**PROVIDED DATA**
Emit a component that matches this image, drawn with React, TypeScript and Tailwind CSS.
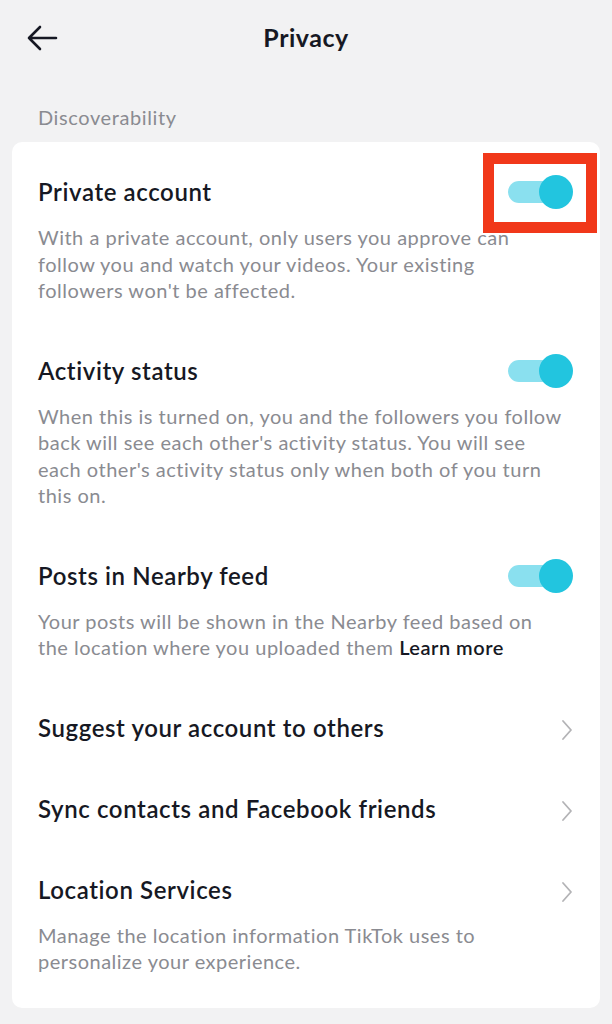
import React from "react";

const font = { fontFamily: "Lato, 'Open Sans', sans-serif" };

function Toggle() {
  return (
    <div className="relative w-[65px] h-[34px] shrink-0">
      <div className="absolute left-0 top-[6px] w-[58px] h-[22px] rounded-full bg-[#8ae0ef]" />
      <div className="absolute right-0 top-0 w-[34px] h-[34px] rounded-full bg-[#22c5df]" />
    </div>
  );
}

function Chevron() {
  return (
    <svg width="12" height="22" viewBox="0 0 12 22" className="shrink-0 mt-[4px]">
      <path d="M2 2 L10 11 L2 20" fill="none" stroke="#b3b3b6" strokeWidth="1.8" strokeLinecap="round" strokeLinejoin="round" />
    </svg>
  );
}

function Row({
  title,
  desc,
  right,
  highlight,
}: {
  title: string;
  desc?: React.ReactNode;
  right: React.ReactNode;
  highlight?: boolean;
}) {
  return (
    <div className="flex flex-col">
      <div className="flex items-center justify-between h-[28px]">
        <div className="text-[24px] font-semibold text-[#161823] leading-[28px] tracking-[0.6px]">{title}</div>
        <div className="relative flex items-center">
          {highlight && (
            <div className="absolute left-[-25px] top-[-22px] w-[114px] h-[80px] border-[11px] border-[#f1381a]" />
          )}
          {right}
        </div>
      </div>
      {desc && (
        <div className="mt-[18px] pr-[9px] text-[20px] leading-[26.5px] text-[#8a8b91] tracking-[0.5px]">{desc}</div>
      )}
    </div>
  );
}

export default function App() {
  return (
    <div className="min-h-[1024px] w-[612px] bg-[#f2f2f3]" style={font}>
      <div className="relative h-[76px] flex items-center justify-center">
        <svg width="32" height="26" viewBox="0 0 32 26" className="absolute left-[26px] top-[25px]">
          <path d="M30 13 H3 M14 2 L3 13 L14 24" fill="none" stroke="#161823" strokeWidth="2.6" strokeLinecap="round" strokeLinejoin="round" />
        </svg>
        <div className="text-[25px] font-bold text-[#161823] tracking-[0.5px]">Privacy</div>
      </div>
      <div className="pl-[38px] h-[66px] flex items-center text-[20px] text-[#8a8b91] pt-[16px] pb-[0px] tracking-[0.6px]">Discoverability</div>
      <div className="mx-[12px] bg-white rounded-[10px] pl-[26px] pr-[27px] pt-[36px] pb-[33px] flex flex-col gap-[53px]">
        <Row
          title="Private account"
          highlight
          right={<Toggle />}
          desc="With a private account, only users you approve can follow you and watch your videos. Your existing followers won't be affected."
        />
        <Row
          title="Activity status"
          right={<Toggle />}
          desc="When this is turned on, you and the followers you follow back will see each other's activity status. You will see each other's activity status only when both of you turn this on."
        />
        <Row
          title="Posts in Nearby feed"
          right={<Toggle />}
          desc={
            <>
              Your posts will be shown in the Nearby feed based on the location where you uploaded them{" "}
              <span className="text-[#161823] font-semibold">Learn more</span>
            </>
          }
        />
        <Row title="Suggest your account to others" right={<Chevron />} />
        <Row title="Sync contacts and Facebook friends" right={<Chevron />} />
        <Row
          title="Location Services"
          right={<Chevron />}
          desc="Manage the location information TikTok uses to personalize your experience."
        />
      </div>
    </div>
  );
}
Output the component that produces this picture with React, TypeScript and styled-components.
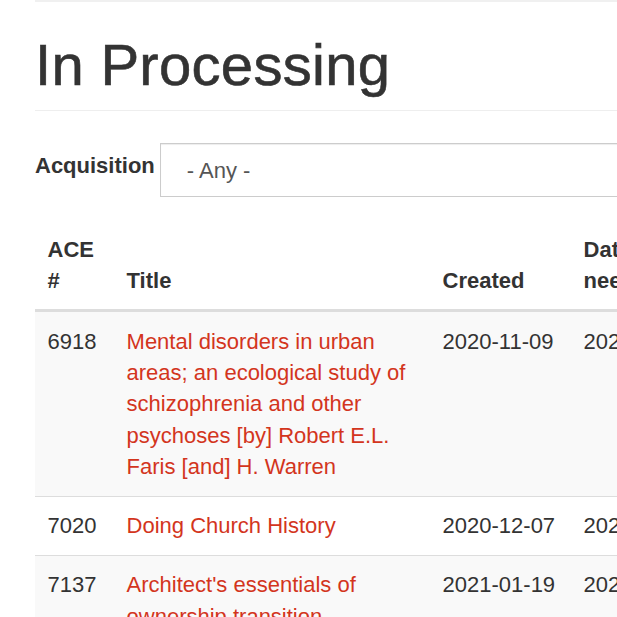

**DIRECTION**
Transcribe the whole listing exactly. Pictures stay out of your copy.

**SOLVED PROBLEM**
Emit a component that matches this image, drawn with React, TypeScript and Tailwind CSS.
import React from "react";

const font = { fontFamily: "Lato, 'Open Sans', sans-serif" };

function Toggle() {
  return (
    <div className="relative w-[65px] h-[34px] shrink-0">
      <div className="absolute left-0 top-[6px] w-[58px] h-[22px] rounded-full bg-[#8ae0ef]" />
      <div className="absolute right-0 top-0 w-[34px] h-[34px] rounded-full bg-[#22c5df]" />
    </div>
  );
}

function Chevron() {
  return (
    <svg width="12" height="22" viewBox="0 0 12 22" className="shrink-0 mt-[4px]">
      <path d="M2 2 L10 11 L2 20" fill="none" stroke="#b3b3b6" strokeWidth="1.8" strokeLinecap="round" strokeLinejoin="round" />
    </svg>
  );
}

function Row({
  title,
  desc,
  right,
  highlight,
}: {
  title: string;
  desc?: React.ReactNode;
  right: React.ReactNode;
  highlight?: boolean;
}) {
  return (
    <div className="flex flex-col">
      <div className="flex items-center justify-between h-[28px]">
        <div className="text-[24px] font-semibold text-[#161823] leading-[28px] tracking-[0.6px]">{title}</div>
        <div className="relative flex items-center">
          {highlight && (
            <div className="absolute left-[-25px] top-[-22px] w-[114px] h-[80px] border-[11px] border-[#f1381a]" />
          )}
          {right}
        </div>
      </div>
      {desc && (
        <div className="mt-[18px] pr-[9px] text-[20px] leading-[26.5px] text-[#8a8b91] tracking-[0.5px]">{desc}</div>
      )}
    </div>
  );
}

export default function App() {
  return (
    <div className="min-h-[1024px] w-[612px] bg-[#f2f2f3]" style={font}>
      <div className="relative h-[76px] flex items-center justify-center">
        <svg width="32" height="26" viewBox="0 0 32 26" className="absolute left-[26px] top-[25px]">
          <path d="M30 13 H3 M14 2 L3 13 L14 24" fill="none" stroke="#161823" strokeWidth="2.6" strokeLinecap="round" strokeLinejoin="round" />
        </svg>
        <div className="text-[25px] font-bold text-[#161823] tracking-[0.5px]">Privacy</div>
      </div>
      <div className="pl-[38px] h-[66px] flex items-center text-[20px] text-[#8a8b91] pt-[16px] pb-[0px] tracking-[0.6px]">Discoverability</div>
      <div className="mx-[12px] bg-white rounded-[10px] pl-[26px] pr-[27px] pt-[36px] pb-[33px] flex flex-col gap-[53px]">
        <Row
          title="Private account"
          highlight
          right={<Toggle />}
          desc="With a private account, only users you approve can follow you and watch your videos. Your existing followers won't be affected."
        />
        <Row
          title="Activity status"
          right={<Toggle />}
          desc="When this is turned on, you and the followers you follow back will see each other's activity status. You will see each other's activity status only when both of you turn this on."
        />
        <Row
          title="Posts in Nearby feed"
          right={<Toggle />}
          desc={
            <>
              Your posts will be shown in the Nearby feed based on the location where you uploaded them{" "}
              <span className="text-[#161823] font-semibold">Learn more</span>
            </>
          }
        />
        <Row title="Suggest your account to others" right={<Chevron />} />
        <Row title="Sync contacts and Facebook friends" right={<Chevron />} />
        <Row
          title="Location Services"
          right={<Chevron />}
          desc="Manage the location information TikTok uses to personalize your experience."
        />
      </div>
    </div>
  );
}
Output the component that produces this picture with React, TypeScript and styled-components.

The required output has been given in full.